Born into a Roman Catholic family and educated by nuns at a convent school until she was nine, when her parents began attending Episcopalian services, Jefferts Schori has maintained that real faith takes constancy and integrity rather than rigidity; that it means being faithful in the way that one is faithful in a relationship—vulnerable, willing to be changed by our encounter with another and with the deepest truth.

A scientist, the bishop believes in evolution. She believes that God’s creation and incarnation is ongoing, and that Christian faith must be the same—that there must a continual effort to open our hearts and minds, which can never happen just once for all time. Parabola met with Bishop Katharine (as she is called) in her offices in Manhattan to talk more about what it means to have faith.

—Tracy Cochran


Schori as presiding bishop in 2010 (Wikipedia)
Schori as presiding bishop in 2010 (Wikipedia)

PARABOLA: How has faith changed for you over the course of your life? How did you come to equate it with qualities like a willingness to be open?
BISHOP KATHARINE: You’re right in understanding that I don’t see faith as adhering to a list of propositions. I understand faith more in the sense of faithfulness in relationship. It’s filled with hope and expectation. It’s a dynamic relationship and if we’re stuck somewhere it means there’s more to do. That feeling of wandering in the desert or the dark night of the soul is a sign that something is germinating if we’re willing to have patience and suffer that darkness.

I understand faith in the sense of believing, and I understand it in the root sense of both the Latin and the English word that it’s what you give your heart to. It is engaging that which is more than oneself, that which calls the best out in oneself, the More.

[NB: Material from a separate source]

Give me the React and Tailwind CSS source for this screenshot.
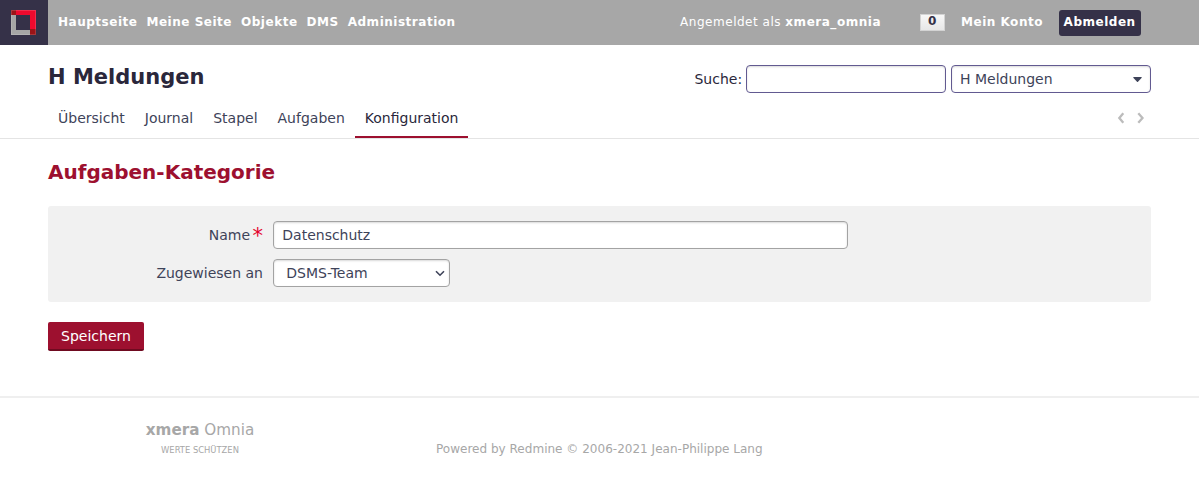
const NAV = ["Hauptseite", "Meine Seite", "Objekte", "DMS", "Administration"];
const TABS = ["Übersicht", "Journal", "Stapel", "Aufgaben"];

function Logo() {
  return (
    <div className="flex h-[45px] w-12 shrink-0 bg-[#353148] pl-[11px] pt-[10px]">
      <svg width="25" height="25" viewBox="0 0 25 25" shapeRendering="crispEdges">
        <path d="M0 5h5v15h15v5H0z" fill="#a6a6a6" />
        <path d="M5 0h20v20h-6V5H5z" fill="#ee0a2e" />
        <path d="M0 0h5v5H0zM19 19h6v6h-6z" fill="#9b1418" />
        <path d="M.5 24.5V.5h24v24z" fill="none" stroke="#fff" strokeOpacity=".15" />
      </svg>
    </div>
  );
}

function TopBar() {
  return (
    <header className="flex h-[45px] bg-[#a7a7a7] text-[12.04px] leading-[14px] tracking-[0.5px] text-white">
      <Logo />
      <nav className="flex gap-[9px] pl-[10px] pt-[15px] font-bold">
        {NAV.map((n) => <a key={n} className="whitespace-nowrap">{n}</a>)}
      </nav>
      <div className="ml-auto flex pr-[58px] font-bold">
        <span className="mr-[39px] whitespace-nowrap pt-[15px]"><span className="font-normal">Angemeldet als </span>xmera_omnia</span>
        <span className="mr-4 mt-[14px] h-[17px] w-[25px] border border-[#d3d3d3] bg-gradient-to-b from-[#f7f7f7] to-[#e7e7e7] text-center leading-[13px] text-[#353148]">0</span>
        <a className="mr-4 w-[82px] whitespace-nowrap pt-[15px]">Mein Konto</a>
        <a className="mt-[10px] h-[26px] w-[82px] whitespace-nowrap rounded-[3px] bg-[#353148] pl-[4.6px] pt-[5px]">Abmelden</a>
      </div>
    </header>
  );
}

export default function App() {
  return (
    <div className="h-[478px] overflow-hidden bg-white font-['DejaVu_Sans',sans-serif] text-[14px] leading-[20px] text-[#3e4359]">
      <TopBar />
      <div className="flex h-[60px] pl-12 pr-[48.4px]">
        <h1 className="pt-[19px] text-[21px] font-bold leading-[26px] text-[#2a273b]">H Meldungen</h1>
        <div className="ml-auto flex pt-5">
          <label className="mr-[4px] pt-1 text-[#2a273b]">Suche:</label>
          <input className="mr-[4.5px] h-7 w-[200px] rounded-[4px] border border-[#625a91] px-2 shadow-[inset_0_1px_2px_rgba(0,0,0,0.15)] outline-none" />
          <div className="flex h-7 w-[200px] items-center justify-between rounded-[4px] border border-[#625a91] pl-[8.4px] pr-2 shadow-[inset_0_1px_2px_rgba(0,0,0,0.15)]">
            <span>H Meldungen</span>
            <svg width="9" height="5" viewBox="0 0 9 5" className="mt-px"><path d="M.6 0h7.8q.6.4.1 1L5 4.7q-.5.4-1 0L.5 1Q0 .4.6 0z" fill="#3e4359" /></svg>
          </div>
        </div>
      </div>
      <div className="flex h-[34px] border-b border-[#e4e4e4] pl-12 pr-[54px]">
        {TABS.map((t) => <a key={t} className="px-[10px] pt-[3px]">{t}</a>)}
        <a className="h-[33px] border-b-2 border-[#9d102f] px-[10px] pt-[3px] text-[#2a273b]">Konfiguration</a>
        <svg width="28" height="12" viewBox="0 0 28 12" className="ml-auto mt-[7px]" fill="none" stroke="#bcbcbc" strokeWidth="2.3">
          <path d="M6.3 1.2 2.3 6l4 4.8M21.3 1.2 25.5 6l-4.2 4.8" />
        </svg>
      </div>
      <main className="px-12">
        <h2 className="pt-[21px] text-[20px] font-bold leading-[24px] text-[#9d102f]">Aufgaben-Kategorie</h2>
        <div className="mt-[22px] flex h-24 flex-col gap-[10px] rounded-[3px] bg-[#f1f1f1] pt-[15px]">
          <div className="flex h-7">
            <label className="flex w-[215px] justify-end pt-1">Name<span className="ml-[2.5px] text-[21px] leading-[22px] text-[#e4002b]">*</span></label>
            <input defaultValue="Datenschutz" className="ml-[10.3px] h-7 w-[575px] rounded-[4px] border border-[#a3a3a3] bg-white px-2 shadow-[inset_0_1px_2px_rgba(0,0,0,0.15)] outline-none" />
          </div>
          <div className="flex h-7">
            <label className="w-[215px] pt-1 text-right">Zugewiesen an</label>
            <div className="ml-[10px] flex h-7 w-[176.5px] items-center justify-between rounded-[4px] border border-[#a3a3a3] bg-white pl-[12.3px] pr-1 shadow-[inset_0_1px_2px_rgba(0,0,0,0.15)]">
              <span>DSMS-Team</span>
              <svg width="10" height="7" viewBox="0 0 10 7" fill="none" stroke="#3e4359" strokeWidth="1.6"><path d="M1 1.2 5 5.2 9 1.2" /></svg>
            </div>
          </div>
        </div>
        <button className="mt-5 block h-[29px] w-24 rounded-[2px] border-b-2 border-[#6f0a20] bg-[#9d102f] pt-px text-[14px] leading-[26px] text-white">Speichern</button>
      </main>
      <footer className="mt-[45px] flex border-t-2 border-[#efefef] pl-[100px] text-[#a7a7a7]">
        <div className="w-[200px] pt-[22px] text-center">
          <div className="text-[15.2px] leading-[20px]"><b>xmera</b> Omnia</div>
          <div className="mt-[4px] text-[8.4px] leading-[12px]">WERTE SCHÜTZEN</div>
        </div>
        <div className="ml-[136px] whitespace-nowrap pt-[43px] text-[12.04px] leading-[16px]">Powered by Redmine © 2006-2021 Jean-Philippe Lang</div>
      </footer>
    </div>
  );
}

It’s not always acknowledged in faith traditions that we’re meant to develop as human beings. We’re not meant as 40- or 50- or 60-year-olds to have the same faith we did as a child. For me, the deformation of some religious expressions is that they say, “We’ve got the truth and we don’t need to keep on moving.” The tension and the discomfort that comes with engaging a part of the world that says, “No, that’s not adequate” is where we grow. That’s where our faith develops.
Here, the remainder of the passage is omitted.